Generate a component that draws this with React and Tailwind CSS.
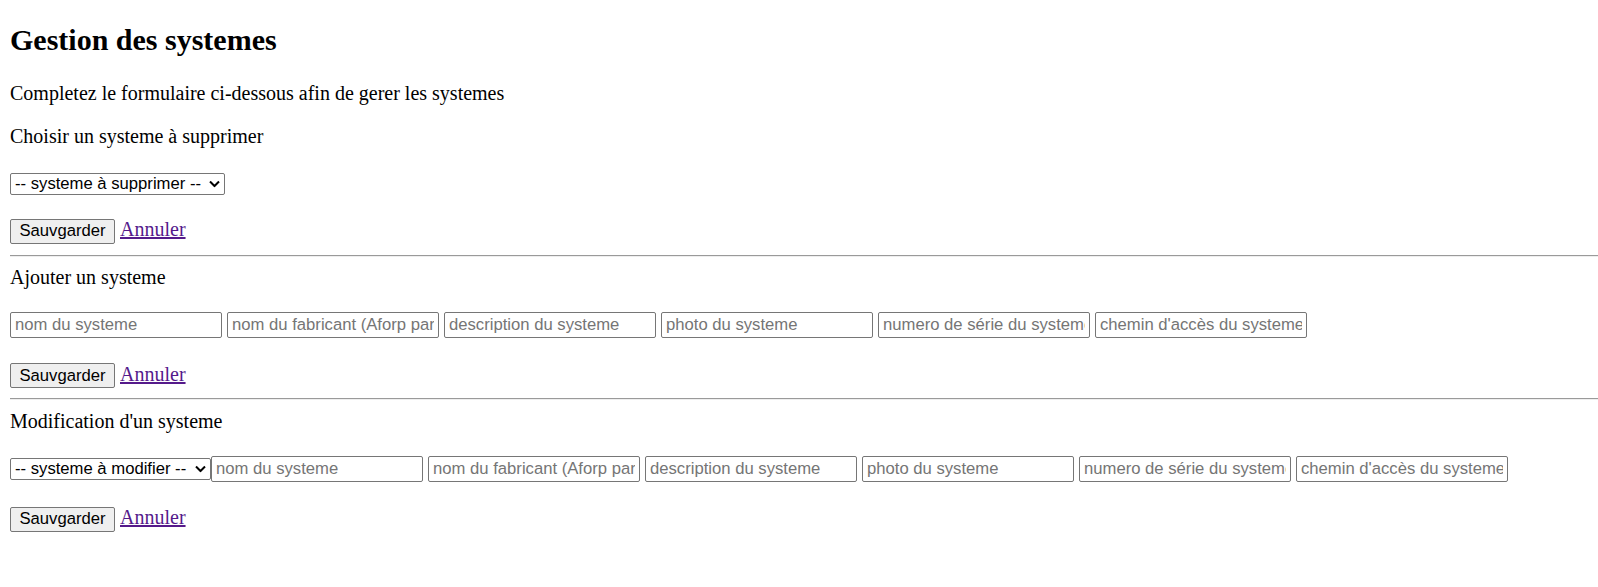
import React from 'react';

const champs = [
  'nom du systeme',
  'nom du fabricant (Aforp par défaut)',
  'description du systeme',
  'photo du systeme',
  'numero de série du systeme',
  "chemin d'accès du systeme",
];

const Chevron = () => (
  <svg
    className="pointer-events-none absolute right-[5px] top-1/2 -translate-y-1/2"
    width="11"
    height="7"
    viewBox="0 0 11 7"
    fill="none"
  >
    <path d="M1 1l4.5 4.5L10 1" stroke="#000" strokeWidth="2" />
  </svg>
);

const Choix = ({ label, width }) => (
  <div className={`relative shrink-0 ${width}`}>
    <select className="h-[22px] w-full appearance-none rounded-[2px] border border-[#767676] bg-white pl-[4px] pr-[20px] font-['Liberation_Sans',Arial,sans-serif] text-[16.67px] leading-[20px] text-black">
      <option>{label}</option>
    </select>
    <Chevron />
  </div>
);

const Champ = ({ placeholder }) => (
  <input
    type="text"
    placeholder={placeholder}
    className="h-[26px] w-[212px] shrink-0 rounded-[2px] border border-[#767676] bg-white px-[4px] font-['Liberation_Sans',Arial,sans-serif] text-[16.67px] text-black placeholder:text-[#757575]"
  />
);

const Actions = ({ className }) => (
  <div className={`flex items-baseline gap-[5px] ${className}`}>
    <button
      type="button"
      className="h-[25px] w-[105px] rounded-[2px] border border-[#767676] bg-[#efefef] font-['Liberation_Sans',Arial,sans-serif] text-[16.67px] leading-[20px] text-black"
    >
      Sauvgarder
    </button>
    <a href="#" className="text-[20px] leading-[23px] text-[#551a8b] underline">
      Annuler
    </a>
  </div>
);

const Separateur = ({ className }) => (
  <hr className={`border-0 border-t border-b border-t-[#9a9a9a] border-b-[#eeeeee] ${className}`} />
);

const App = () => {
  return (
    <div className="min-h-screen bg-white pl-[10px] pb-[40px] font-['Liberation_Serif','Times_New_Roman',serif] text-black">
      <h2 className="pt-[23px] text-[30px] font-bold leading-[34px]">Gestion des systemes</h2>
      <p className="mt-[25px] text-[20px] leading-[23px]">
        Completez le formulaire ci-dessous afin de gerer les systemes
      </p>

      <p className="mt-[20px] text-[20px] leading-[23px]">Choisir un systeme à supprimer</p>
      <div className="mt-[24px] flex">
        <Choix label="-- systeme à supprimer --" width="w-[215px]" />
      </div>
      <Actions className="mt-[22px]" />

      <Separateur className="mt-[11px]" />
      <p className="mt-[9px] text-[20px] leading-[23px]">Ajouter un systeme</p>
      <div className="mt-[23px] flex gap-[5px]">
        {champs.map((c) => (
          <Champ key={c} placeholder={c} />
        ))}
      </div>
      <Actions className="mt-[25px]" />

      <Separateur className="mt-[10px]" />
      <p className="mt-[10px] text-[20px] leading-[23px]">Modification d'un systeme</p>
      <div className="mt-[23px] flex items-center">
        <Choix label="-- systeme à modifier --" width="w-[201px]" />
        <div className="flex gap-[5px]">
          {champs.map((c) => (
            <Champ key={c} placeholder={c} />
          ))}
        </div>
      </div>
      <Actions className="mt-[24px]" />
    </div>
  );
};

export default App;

______

Goal:
Starting at the top of the listing above, please restate word for word each line up to and including the one that holds "import React from 'react';", omitting every image.

In response:
Generate a component that draws this with React and Tailwind CSS.
import React from 'react';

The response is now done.